Today, I'm going to hand out a couple of movie screenplay ideas, and they couldn't come at a better time, if you ask me. Anymore, if Hollywood isn't slopping out another inferior remake of some fine old movie or Americanizing a Japanese horror flick, they're cramming some infantile Adam Sandler crap into a wide-screen format. And let me tell you something. I spit on Adam Sandler! Ptew!
This first is the most urgent because it depends on the actor Cuba Gooding Jr. still being young enough to look like himself when he was younger. Years ago, I was flipping through a book about the early New Orleans jazz guys and came across a picture of Louis Armstrong in his 30s. I thought, Dang if he doesn't look like Cuba Gooding Jr. Then I thought, If they ever make a movie about Louie's life, that's who's gotta play him ... Cuba Gooding Jr. And then I thought, Hey wait a minute! Why haven't they ever made a movie about Louie Armstrong's life?
It's ridiculous they haven't. They've made movies about Glenn Miller's life, Billie Holiday's, Benny Goodman's. There are movies about Ray Charles, Charlie Parker ... even Hank Williams and Bobby Darrin. Why not Satch? After all, he is widely regarded as the most influential musician in the most American of musical forms. Without Louie, there may have never been a Glenn Miller, a Benny Goodman, a Ray Charles. He was the fount from which all others flow.

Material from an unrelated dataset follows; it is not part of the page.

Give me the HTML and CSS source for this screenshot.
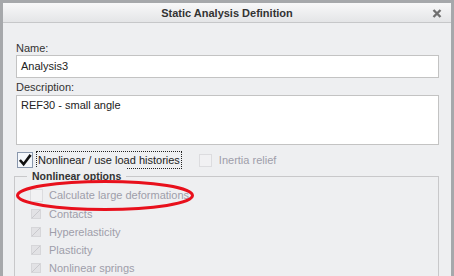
FILE: index.html
```html
<!DOCTYPE html>
<html lang="en">
<head>
    <meta charset="UTF-8">
    <title>Static Analysis Definition</title>
    <link rel="stylesheet" href="styles.css">
</head>
<body>
    <div class="window">
        <div class="titlebar">
            <span class="title">Static Analysis Definition</span>
            <svg class="close" width="10" height="9" viewBox="0 0 10 9">
                <path d="M1.5 1 L8.5 8 M8.5 1 L1.5 8" stroke="#707070" stroke-width="2.4"/>
            </svg>
        </div>

        <div class="content">
            <label class="field-label">Name:</label>
            <div class="input">Analysis3</div>

            <label class="field-label">Description:</label>
            <div class="textarea">REF30 - small angle</div>

            <div class="option-row">
                <div class="check-item">
                    <span class="box box-big">
                        <svg width="15" height="14" viewBox="0 0 15 14">
                            <path d="M2 7 L6 11.5 L13.5 1.5" fill="none" stroke="#111" stroke-width="2.8"/>
                        </svg>
                    </span>
                    <span class="focus-label">Nonlinear / use load histories</span>
                </div>
                <div class="check-item disabled inertia">
                    <span class="box"></span>
                    <span>Inertia relief</span>
                </div>
            </div>

            <div class="group">
                <div class="legend">Nonlinear options</div>
                <div class="group-items">
                    <div class="check-item disabled first">
                        <span class="box"></span>
                        <span>Calculate large deformations</span>
                    </div>
                    <div class="check-item disabled small">
                        <span class="mini"></span>
                        <span>Contacts</span>
                    </div>
                    <div class="check-item disabled small">
                        <span class="mini"></span>
                        <span>Hyperelasticity</span>
                    </div>
                    <div class="check-item disabled small">
                        <span class="mini"></span>
                        <span>Plasticity</span>
                    </div>
                    <div class="check-item disabled small">
                        <span class="mini"></span>
                        <span>Nonlinear springs</span>
                    </div>
                </div>
            </div>

            <svg class="highlight" width="184" height="36" viewBox="0 0 184 36">
                <ellipse cx="90" cy="17.5" rx="87.5" ry="14" fill="none" stroke="#e8101c" stroke-width="3"/>
            </svg>
        </div>
    </div>
</body>
</html>
```

FILE: styles.css
```css
body {
    margin: 0;
    font-family: "Liberation Sans", Arial, sans-serif;
    font-size: 11px;
    color: #333;
    background: #eeeff1;
}

.window {
    width: 454px;
    height: 276px;
    box-sizing: border-box;
    border: 3px solid #a6a8ab;
    border-bottom: none;
    background: #eeeff1;
    overflow: hidden;
}

.titlebar {
    height: 19px;
    display: flex;
    align-items: center;
    justify-content: center;
    position: relative;
    background: linear-gradient(#f8f8f9, #e4e5e7);
    border-bottom: 1px solid #c6c7c9;
}

.title {
    font-weight: bold;
    font-size: 11px;
    color: #333;
}

.close {
    position: absolute;
    right: 9px;
    top: 6px;
}

.content {
    position: relative;
    padding: 18px 12px 0 13px;
}

.field-label {
    display: block;
    line-height: 14px;
}

.input {
    height: 21px;
    margin-bottom: 2px;
    border: 1px solid #c3c3c3;
    background: white;
    line-height: 21px;
    padding-left: 4px;
    color: #222;
}

.textarea {
    margin-top: 1px;
    border: 1px solid #c3c3c3;
    background: white;
    padding: 3px 4px;
    box-sizing: border-box;
    height: 50px;
    color: #222;
}

.option-row {
    display: flex;
    align-items: center;
    margin-top: 6px;
    height: 18px;
}

.check-item {
    display: flex;
    align-items: center;
    gap: 6px;
    height: 18px;
}

.option-row .check-item:first-child {
    margin-left: 1px;
    gap: 3px;
}

.box {
    width: 11px;
    height: 11px;
    border: 1px solid #dcdcdf;
    background: #f1f1f3;
}

.box-big {
    width: 14px;
    height: 14px;
    border: 1px solid #8a98ad;
    background: #f4f7fb;
    display: flex;
    align-items: center;
    justify-content: center;
}

.focus-label {
    border: 1px dotted #222;
    padding: 2px 1px;
    color: #222;
}

.inertia {
    margin-left: 17px;
    gap: 7px;
}

.disabled {
    color: #9e9eaa;
}

.group {
    position: relative;
    margin: 7px 0 0 -2px;
    border: 1px solid #c8c8ca;
    border-bottom: none;
    height: 120px;
}

.legend {
    position: absolute;
    top: -9px;
    left: 12px;
    padding: 0 5px;
    background: #eeeff1;
    font-weight: bold;
    color: #333;
    font-size: 10.5px;
    line-height: 16px;
}

.group-items {
    padding: 8px 0 0 15px;
    display: flex;
    flex-direction: column;
}

.check-item.first {
    height: 20px;
}

.check-item.small {
    gap: 8px;
    height: 18px;
}

.mini {
    width: 8px;
    height: 8px;
    margin-left: 1px;
    background: linear-gradient(135deg, #e2e2e5 45%, #c9c9cd 50%, #e2e2e5 55%);
    border: 1px solid #d6d6d9;
}

.highlight {
    position: absolute;
    left: 12px;
    top: 155px;
}
```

And how could you go wrong with a script about a boy who goes from a "Home for Colored Waifs" to be America's goodwill ambassador to the world? You'd have racial tension (squared, in fact, as many blacks thought of Louie as a Tom while whites still thought of him as black). There would be women troubles (he was married four times) and drugs (Armstrong claimed to have smoked marijuana every day of his adult life).
And best of all, there would be Louie—in my estimation, the most vibrant, soulful and appealing entertainer the 20th century produced. Truly, if God didn't want to see a movie made of Armstrong's life, He'd never have sent us Cuba Gooding Jr. How can you argue with that? So get to it, one of you hungry screenplay writers. And when you're done, send the script to Clint Eastwood. He'll know what to do with it.

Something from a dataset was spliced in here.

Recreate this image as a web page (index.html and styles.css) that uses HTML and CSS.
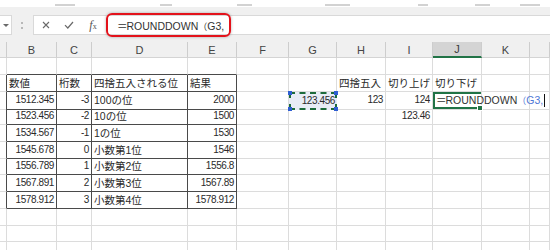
FILE: index.html
```html
<!DOCTYPE html>
<html lang="ja">
<head>
    <meta charset="UTF-8">
    <meta name="viewport" content="width=device-width, initial-scale=1.0">
    <title>ROUNDDOWN</title>
    <link rel="stylesheet" href="styles.css">
</head>
<body>

<div class="ribbon">
    <span></span><span></span><span></span><span></span><span></span><span></span><span></span>
</div>

<div class="fbar">
    <div class="namebox"><span class="arrow"></span></div>
    <div class="grip"></div>
    <div class="fx-input">
        <span class="ico">
            <svg width="8" height="8" viewBox="0 0 8 8"><path d="M1 1L7 7M7 1L1 7" stroke="#6a6a6a" stroke-width="1.1" fill="none"/></svg>
        </span>
        <span class="ico">
            <svg width="10" height="8" viewBox="0 0 10 8"><path d="M1 4.2L3.8 7L9 1" stroke="#6a6a6a" stroke-width="1.2" fill="none"/></svg>
        </span>
        <span class="ico fx"><i>f</i><small>x</small></span>
        <div class="hl"><span class="formula"><span class="eq">＝</span>ROUNDDOWN<span class="par">（</span>G3,</span></div>
    </div>
</div>

<div class="sheet">
    <div class="row hdr">
        <div class="h"></div><div class="h">B</div><div class="h">C</div><div class="h">D</div><div class="h">E</div><div class="h">F</div>
        <div class="h">G</div><div class="h">H</div><div class="h">I</div><div class="h sel">J</div><div class="h">K</div><div class="h"></div>
    </div>
    <div class="row">
        <div class="c"></div><div class="c tt"></div><div class="c tt"></div><div class="c tt"></div><div class="c tt"></div><div class="c"></div>
        <div class="c"></div><div class="c"></div><div class="c"></div><div class="c"></div><div class="c"></div><div class="c"></div>
    </div>
    <div class="row">
        <div class="c tl"></div><div class="c t">数値</div><div class="c t">桁数</div><div class="c t">四捨五入される位</div><div class="c t">結果</div><div class="c"></div>
        <div class="c"></div><div class="c">四捨五入</div><div class="c">切り上げ</div><div class="c">切り下げ</div><div class="c"></div><div class="c"></div>
    </div>
    <div class="row">
        <div class="c tl"></div><div class="c t n">1512.345</div><div class="c t n">-3</div><div class="c t">100の位</div><div class="c t n">2000</div><div class="c"></div>
        <div class="c n ref">123.456<span class="k k1"></span><span class="k k2"></span><span class="k k3"></span><span class="k k4"></span></div>
        <div class="c n">123</div><div class="c n">124</div>
        <div class="c active"><span class="formula"><span class="eq">＝</span>ROUNDDOWN<span class="arg"><span class="par">（</span>G3,</span></span><span class="caret"></span></div>
        <div class="c"></div><div class="c"></div>
    </div>
    <div class="row">
        <div class="c tl"></div><div class="c t n">1523.456</div><div class="c t n">-2</div><div class="c t">10の位</div><div class="c t n">1500</div><div class="c"></div>
        <div class="c"></div><div class="c"></div><div class="c n">123.46</div><div class="c"></div><div class="c"></div><div class="c"></div>
    </div>
    <div class="row">
        <div class="c tl"></div><div class="c t n">1534.567</div><div class="c t n">-1</div><div class="c t">1の位</div><div class="c t n">1530</div><div class="c"></div>
        <div class="c"></div><div class="c"></div><div class="c"></div><div class="c"></div><div class="c"></div><div class="c"></div>
    </div>
    <div class="row">
        <div class="c tl"></div><div class="c t n">1545.678</div><div class="c t n">0</div><div class="c t">小数第1位</div><div class="c t n">1546</div><div class="c"></div>
        <div class="c"></div><div class="c"></div><div class="c"></div><div class="c"></div><div class="c"></div><div class="c"></div>
    </div>
    <div class="row">
        <div class="c tl"></div><div class="c t n">1556.789</div><div class="c t n">1</div><div class="c t">小数第2位</div><div class="c t n">1556.8</div><div class="c"></div>
        <div class="c"></div><div class="c"></div><div class="c"></div><div class="c"></div><div class="c"></div><div class="c"></div>
    </div>
    <div class="row">
        <div class="c tl"></div><div class="c t n">1567.891</div><div class="c t n">2</div><div class="c t">小数第3位</div><div class="c t n">1567.89</div><div class="c"></div>
        <div class="c"></div><div class="c"></div><div class="c"></div><div class="c"></div><div class="c"></div><div class="c"></div>
    </div>
    <div class="row">
        <div class="c tl"></div><div class="c t n">1578.912</div><div class="c t n">3</div><div class="c t">小数第4位</div><div class="c t n">1578.912</div><div class="c"></div>
        <div class="c"></div><div class="c"></div><div class="c"></div><div class="c"></div><div class="c"></div><div class="c"></div>
    </div>
    <div class="row">
        <div class="c"></div><div class="c"></div><div class="c"></div><div class="c"></div><div class="c"></div><div class="c"></div>
        <div class="c"></div><div class="c"></div><div class="c"></div><div class="c"></div><div class="c"></div><div class="c"></div>
    </div>
    <div class="row">
        <div class="c"></div><div class="c"></div><div class="c"></div><div class="c"></div><div class="c"></div><div class="c"></div>
        <div class="c"></div><div class="c"></div><div class="c"></div><div class="c"></div><div class="c"></div><div class="c"></div>
    </div>
    <div class="row">
        <div class="c"></div><div class="c"></div><div class="c"></div><div class="c"></div><div class="c"></div><div class="c"></div>
        <div class="c"></div><div class="c"></div><div class="c"></div><div class="c"></div><div class="c"></div><div class="c"></div>
    </div>
</div>

</body>
</html>
```

FILE: styles.css
```css
body {
    margin: 0;
    width: 550px;
    height: 250px;
    overflow: hidden;
    background-color: #fff;
    font-family: "Liberation Sans", "Noto Sans CJK JP", sans-serif;
    color: #2a2a2a;
}

/* bottom edge of the ribbon labels */
.ribbon {
    height: 7px;
    display: flex;
    align-items: flex-end;
}

.ribbon span {
    height: 2px;
    margin-bottom: 1px;
    background-color: #d2d2d2;
}

.ribbon span:nth-child(1) { margin-left: 55px; width: 20px; }
.ribbon span:nth-child(2) { margin-left: 85px; width: 12px; }
.ribbon span:nth-child(3) { margin-left: 65px; width: 15px; }
.ribbon span:nth-child(4) { margin-left: 73px; width: 25px; }
.ribbon span:nth-child(5) { margin-left: 68px; width: 10px; }
.ribbon span:nth-child(6) { margin-left: 47px; width: 15px; }
.ribbon span:nth-child(7) { margin-left: 30px; width: 20px; }

/* formula bar */
.fbar {
    display: flex;
    height: 20px;
    padding: 8px 0 7px;
    background-color: #f0f0f0;
}

.namebox {
    width: 12px;
    box-sizing: border-box;
    background-color: #fff;
    border: 1px solid #d9d9d9;
    border-left: none;
    display: flex;
    align-items: center;
    justify-content: center;
}

.arrow {
    width: 0;
    height: 0;
    border-left: 3px solid transparent;
    border-right: 3px solid transparent;
    border-top: 3px solid #6a6a6a;
}

.grip {
    width: 0;
    height: 7px;
    align-self: center;
    margin: 0 10px 0 9px;
    border-left: 2px dotted #b8b8b8;
}

.fx-input {
    flex: 1;
    display: flex;
    align-items: center;
    box-sizing: border-box;
    background-color: #fff;
    border: 1px solid #d9d9d9;
    border-right: none;
}

.ico {
    width: 23px;
    display: flex;
    justify-content: center;
}

.fx {
    width: 26px;
    font-family: "Liberation Serif", serif;
    font-size: 12px;
    color: #555;
}

.fx small {
    font-size: 8px;
    margin-top: 4px;
}

.hl {
    width: 125px;
    height: 24px;
    box-sizing: border-box;
    flex-shrink: 0;
    padding-left: 9px;
    display: flex;
    align-items: center;
    border: 2px solid #e3121b;
    border-radius: 6px;
    box-shadow: 0 0 3px rgba(0, 0, 0, 0.3);
    color: #333;
}

.formula {
    flex-shrink: 0;
    white-space: nowrap;
    font-size: 10.5px;
}

.eq {
    letter-spacing: -1px;
}

.par {
    font-size: 9px;
}

/* sheet grid */
.row {
    display: grid;
    grid-template-columns: 7px 50px 35px 96px 49px 52px 48px 49px 47px 49px 48px 20px;
    height: 16.75px;
}

.hdr {
    height: 16px;
    background-color: #f0f0f0;
}

.h {
    box-sizing: border-box;
    border-right: 1px solid #cdcdcd;
    border-bottom: 1px solid #d4d4d4;
    display: flex;
    align-items: center;
    justify-content: center;
    font-size: 11px;
    color: #444;
}

.h.sel {
    background-color: #d4d4d4;
    border-bottom: 2px solid #217346;
    color: #3a3a3a;
}

.c {
    box-sizing: border-box;
    border-right: 1px solid #dcdcdc;
    border-bottom: 1px solid #dcdcdc;
    padding: 0 2px;
    display: flex;
    align-items: center;
    white-space: nowrap;
    overflow: hidden;
    font-size: 10.5px;
    line-height: 14px;
}

.n {
    justify-content: flex-end;
    font-size: 10px;
    letter-spacing: -0.4px;
}

.t {
    border-right-color: #4a4a4a;
    border-bottom-color: #4a4a4a;
}

.tt {
    border-bottom-color: #4a4a4a;
}

.tl {
    border-right-color: #4a4a4a;
}

.ref {
    position: relative;
    overflow: visible;
    padding-right: 0;
    border: 2px dashed #1d6b3b;
    background-color: #e8ecf6;
}

.k {
    position: absolute;
    width: 4px;
    height: 4px;
    background-color: #2f5fd3;
}

.k1 { left: -3px; top: -3px; }
.k2 { right: -3px; top: -3px; }
.k3 { left: -3px; bottom: -3px; }
.k4 { right: -3px; bottom: -3px; }

.active {
    position: relative;
    z-index: 2;
    overflow: visible;
    padding-left: 3px;
    color: #333;
    box-shadow: inset 2px 0 0 #217346, inset 0 2px 0 #217346, inset 0 -2px 0 #217346;
}

.active::after {
    content: "";
    position: absolute;
    right: -2px;
    bottom: -2px;
    width: 4px;
    height: 4px;
    background-color: #217346;
    border: 1px solid #fff;
}

.arg {
    color: #4f78d6;
}

.caret {
    flex-shrink: 0;
    width: 1px;
    height: 13px;
    margin-left: 1px;
    background-color: #111;
}
```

Possibly the most poignant episode in the abysmal history of injustice to Native Americans is the saga of Chief Joseph and the NezPerce. A band of 700 men, women and children—200 of whom were actual warriors—frustrated an army of 2,000 over a 1,400-mile odyssey with a level of valor and ingenuity that left even the most racist impressed. But of the thousands of Westerns that have come out of Hollywood, this story has received only the dubious distinction of having been a made-for-TV movie (I Will Fight No More Forever, 1975, starring nobody you ever heard of). What? Do we have to bring Mel Gibson out of rehab to give it the treatment it deserves?
(I must note here that in two days—on my birthday, as a matter of coincidence, I'm sure—it will be the 130th anniversary of Joseph's surrender and his wrenching "From where the sun now stands ..." speech. Yet another reason to take the day off.)

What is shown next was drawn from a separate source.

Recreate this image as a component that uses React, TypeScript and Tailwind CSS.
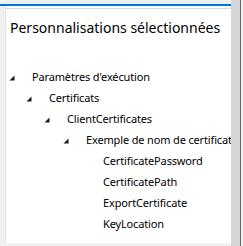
import React from "react";

const Tri = () => (
  <svg width="6" height="6" viewBox="0 0 6 6" className="shrink-0">
    <polygon points="5.5,0.5 5.5,5.5 0.5,5.5" fill="#1a1a1a" />
  </svg>
);

type Item = { label: string; level: number; expander: boolean };

const items: Item[] = [
  { label: "Paramètres d'exécution", level: 0, expander: true },
  { label: "Certificats", level: 1, expander: true },
  { label: "ClientCertificates", level: 2, expander: true },
  { label: "Exemple de nom de certificat", level: 3, expander: true },
  { label: "CertificatePassword", level: 4, expander: false },
  { label: "CertificatePath", level: 4, expander: false },
  { label: "ExportCertificate", level: 4, expander: false },
  { label: "KeyLocation", level: 4, expander: false },
];

const pads = ["pl-[3px]", "pl-[20px]", "pl-[38px]", "pl-[57px]", "pl-[74px]"];

export default function App() {
  return (
    <div
      className="w-[243px] h-[246px] flex bg-[#f0f0f0] overflow-hidden"
      style={{ fontFamily: '"Noto Sans", "Open Sans", sans-serif' }}
    >
      <div className="w-[231px] shrink-0 min-w-0 flex flex-col">
        <div className="h-[4px] shrink-0" />
        <div className="h-[2px] shrink-0 bg-[#0078d7]" />
        <div className="flex flex-1 min-h-0">
          <div className="w-[5px] shrink-0 bg-[#f0f0f0]" />
          <div className="w-[1px] shrink-0 bg-[#e3e3e3]" />
          <div className="flex-1 min-w-0 overflow-hidden flex flex-col bg-white">
            <div className="h-[2px] shrink-0" />
            <div className="h-[1px] shrink-0 bg-[#dadada]" />
            <div className="pl-[4px] pt-[9px] text-[14px] leading-[20px] text-black whitespace-nowrap shrink-0">
              Personnalisations sélectionnées
            </div>
            <div className="mt-[29px] flex flex-col text-[11px] tracking-[-0.15px] text-black shrink-0">
              {items.map((it, i) => (
                <div key={i} className={`h-[21px] flex items-center whitespace-nowrap ${pads[it.level]}`}>
                  {it.expander ? <Tri /> : <span className="w-[6px] shrink-0" />}
                  <span className="ml-[17px]">{it.label}</span>
                </div>
              ))}
            </div>
          </div>
        </div>
        <div className="h-[3px] shrink-0" />
      </div>
      <div className="w-[9px] shrink-0 bg-[#d6d6d6]" />
      <div className="w-[1px] shrink-0 bg-[#5f6670]" />
      <div className="w-[2px] shrink-0 bg-[#f0f0f0]" />
    </div>
  );
}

Now if you don't think those ideas would make good movies, you can kiss my sagging ass. So why don't one o' you Gen-X screwballs with pretensions of being a movie-maker get a move on, huh? Napoleon Dynamite II can wait. Just be damn sure Adam Sandler doesn't show up in either movie.
And don't go thinking that just 'cause I'm handing out ideas that I'm not keeping a few f'r myself. I got me an opera to write, and a musical comedy, and ... and ... well, just a bunch o' stuff you'll never get y'r hands on, Bub. Not unless they ain't done by the time I'm 70. Then ... we'll see.